13. A method for removing metallic residue from a substrate,
comprising: providing a substrate having a metallic residue
thereon; exposing the substrate to a hydrogen-based plasma to
volatize the metallic residue; and immersing the substrate in an
aqueous solution including hydrogen fluoride.
14. The method of claim 13 wherein the metallic residue comprises
at least one of a metal-containing residue and a polymeric
residue.
15. The method of claim 14 wherein the metal-containing residue
comprises at least one metal selected from the group consisting of
tantalum (Ta), titanium (Ti), tungsten (W) and hafnium (Hf).
16. The method of claim 13 wherein the hydrogen-based plasma
comprises at least one of hydrogen (H.sub.2), water vapor
(H.sub.2O).
17. The method of claim 13 wherein the hydrogen-based plasma
comprises hydrogen (H.sub.2) and water vapor (H.sub.2O) at a
H.sub.2:H.sub.2O flow ratio in a range from 20:1 to 100% of
H.sub.2.
18. The method of claim 13 wherein the aqueous solution comprises
between 0.5 and 12% by volume of hydrogen fluoride.
19. The method of claim 18 wherein the aqueous solution further
comprises between 0.5 and 15% by volume of nitric acid
(HNO.sub.3).
20. The method of claim 18 wherein the aqueous solution further
comprises between 0.5 and 15% by volume of hydrogen chloride
(HCl).
21. The method of claim 13 wherein the substrate is immersed in the
aqueous solution for about 1 to 10 minutes.
22. The method of claim 13 wherein the exposing step comprises:
providing hydrogen (H.sub.2) and water vapor (H.sub.2O) at a
H.sub.2:H.sub.2O flow ratio in a range from 20:1 to 100% of
H.sub.2; maintaining the substrate at a temperature of about 100 to
300 degrees Celsius at a process chamber pressure between about 1
to 4 Torr; applying about 1000 to 2000 W of microwave power at
about 2.45 GHz to form the hydrogen-based plasma; and exposing the
substrate to the hydrogen-based plasma for about 40 to 200
seconds.
23. The method of claim 13 wherein the immersing step comprises:
immersing the substrate in an aqueous solution comprising between
0.5 and 12% by volume of hydrogen fluoride and deionized water at a
temperature of about 10 to 30 degrees Celsius for a duration of
about 0.5 to 5 minutes.
Description
BACKGROUND OF THE INVENTION
[0001] 1. Field of the Invention
[0002] The present invention generally relates to a method of
fabricating devices on semiconductor substrates.

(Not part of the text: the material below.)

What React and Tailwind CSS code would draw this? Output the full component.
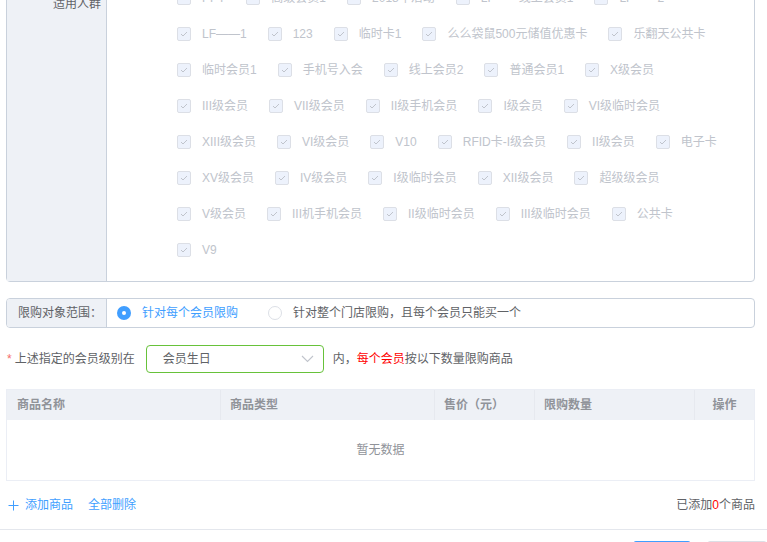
const FONT = { fontFamily: '"Liberation Sans", "Noto Sans CJK SC", sans-serif' };

const rows = [
  ["PPT", "高级会员1", "2018年活动", "LF——线上会员1", "LF——2"],
  ["LF——1", "123", "临时卡1", "么么袋鼠500元储值优惠卡", "乐翻天公共卡"],
  ["临时会员1", "手机号入会", "线上会员2", "普通会员1", "X级会员"],
  ["III级会员", "VII级会员", "II级手机会员", "I级会员", "VI级临时会员"],
  ["XIII级会员", "VI级会员", "V10", "RFID卡-I级会员", "II级会员", "电子卡"],
  ["XV级会员", "IV级会员", "I级临时会员", "XII级会员", "超级级会员"],
  ["V级会员", "III机手机会员", "II级临时会员", "III级临时会员", "公共卡"],
  ["V9"],
];

const Check = ({ label }) => (
  <div className="flex items-center mr-[21px] shrink-0">
    <span className="w-[14px] h-[14px] rounded-[2px] border border-[#dcdfe6] bg-[#edf2fc] flex items-center justify-center">
      <svg width="8" height="6" viewBox="0 0 8 6" fill="none">
        <path d="M1 3l2 2 4-4" stroke="#c0c4cc" strokeWidth="1" />
      </svg>
    </span>
    <span className="ml-[11px] text-[12px] leading-[16px] text-[#c0c4cc] whitespace-nowrap">
      {label}
    </span>
  </div>
);

export default function App() {
  return (
    <div className="w-[767px] h-[542px] overflow-hidden bg-white" style={FONT}>
      <div className="-mt-[21px] pl-[6px] pr-[12px]">
        <div className="flex border border-[#c9d1dc] rounded-[4px]">
          <div className="w-[100px] shrink-0 bg-[#eef1f6] border-r border-[#c9d1dc] text-right pr-[5px] pt-[14px] text-[12px] leading-[20px] text-[#606266]">
            适用人群
          </div>
          <div className="flex-1 pl-[70px] pb-[13px]">
            {rows.map((r, i) => (
              <div key={i} className="h-[36px] flex items-center">
                {r.map((l) => (
                  <Check key={l} label={l} />
                ))}
              </div>
            ))}
          </div>
        </div>

        <div className="mt-[16px] h-[30px] flex border border-[#c9d1dc] rounded-[4px] overflow-hidden text-[12px]">
          <div className="w-[100px] shrink-0 bg-[#eef1f6] border-r border-[#c9d1dc] flex items-center pl-[11px] text-[#606266]">
            限购对象范围：
          </div>
          <div className="flex items-center pl-[10px]">
            <span className="w-[14px] h-[14px] rounded-full bg-[#409eff] flex items-center justify-center">
              <span className="w-[4px] h-[4px] rounded-full bg-white" />
            </span>
            <span className="ml-[11px] text-[#409eff]">针对每个会员限购</span>
            <span className="ml-[30px] w-[14px] h-[14px] rounded-full border border-[#dcdfe6] bg-white" />
            <span className="ml-[11px] text-[#606266]">针对整个门店限购，且每个会员只能买一个</span>
          </div>
        </div>

        <div className="mt-[17px] h-[28px] flex items-center text-[12px] text-[#606266]">
          <span className="text-[#f56c6c] ml-[1px] mr-[3px]">*</span>
          <span>上述指定的会员级别在</span>
          <div className="ml-[11px] w-[178px] h-[28px] border border-[#67c23a] rounded-[4px] flex items-center justify-between pl-[16px] pr-[9px]">
            <span>会员生日</span>
            <svg width="13" height="8" viewBox="0 0 13 8" fill="none">
              <path d="M1 1l5.5 5.5L12 1" stroke="#c0c4cc" strokeWidth="1.1" />
            </svg>
          </div>
          <span className="ml-[9px]">内，</span>
          <span className="text-[#ff0000]">每个会员</span>
          <span>按以下数量限购商品</span>
        </div>

        <div className="mt-[16px] border border-[#ebeef5] text-[12px]">
          <div className="h-[30px] grid grid-cols-[214px_214px_100px_160px_1fr] bg-[#eef1f6] font-bold text-[#909399]">
            <div className="flex items-center pl-[10px] border-r border-[#e6e9ef]">商品名称</div>
            <div className="flex items-center pl-[9px] border-r border-[#e6e9ef]">商品类型</div>
            <div className="flex items-center pl-[9px] border-r border-[#e6e9ef]">售价（元）</div>
            <div className="flex items-center pl-[9px] border-r border-[#e6e9ef]">限购数量</div>
            <div className="flex items-center justify-center">操作</div>
          </div>
          <div className="h-[60px] flex items-center justify-center text-[#909399]">暂无数据</div>
        </div>

        <div className="mt-[14px] h-[20px] flex items-center justify-between text-[12px]">
          <div className="flex items-center text-[#409eff]">
            <svg width="11" height="11" viewBox="0 0 11 11" className="ml-[2px]">
              <path d="M5.5 0.5v10M0.5 5.5h10" stroke="#409eff" strokeWidth="1" />
            </svg>
            <span className="ml-[6px]">添加商品</span>
            <span className="ml-[15px]">全部删除</span>
          </div>
          <div className="text-[#606266]">
            已添加<span className="text-[#ff0000]">0</span>个商品
          </div>
        </div>
      </div>

      <div className="mt-[14px] h-px bg-[#e4e7ed]" />

      <div className="mt-[11px] flex justify-end gap-[16px]">
        <div className="w-[58px] h-[28px] rounded-[3px] border border-[#409eff] bg-[#409eff]" />
        <div className="w-[60px] h-[28px] rounded-[3px] border border-[#dcdfe6] bg-white" />
      </div>
    </div>
  );
}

More specifically,
the invention relates to a method for removal of residue from a
semiconductor substrate.
[0003] 2. Description of the Related Art
[0004] Microelectronic devices are generally fabricated on a
semiconductor substrate as integrated circuits wherein various
metal layers are interconnected to one another to facilitate
propagation of electrical signals within the device. One typical
process used for fabrication of the microelectronic devices is a
plasma etch process. During plasma etch processes, one or more
layers that comprise a metal (e.g., tantalum (Ta), titanium (Ti),
and the like) or a metal-based compound (e.g., tantalum nitride
(TaN), titanium nitride (TiN), and the like) are removed, either
partially or in total, to form a feature (e.g., interconnect line
or contact via) of the integrated circuit.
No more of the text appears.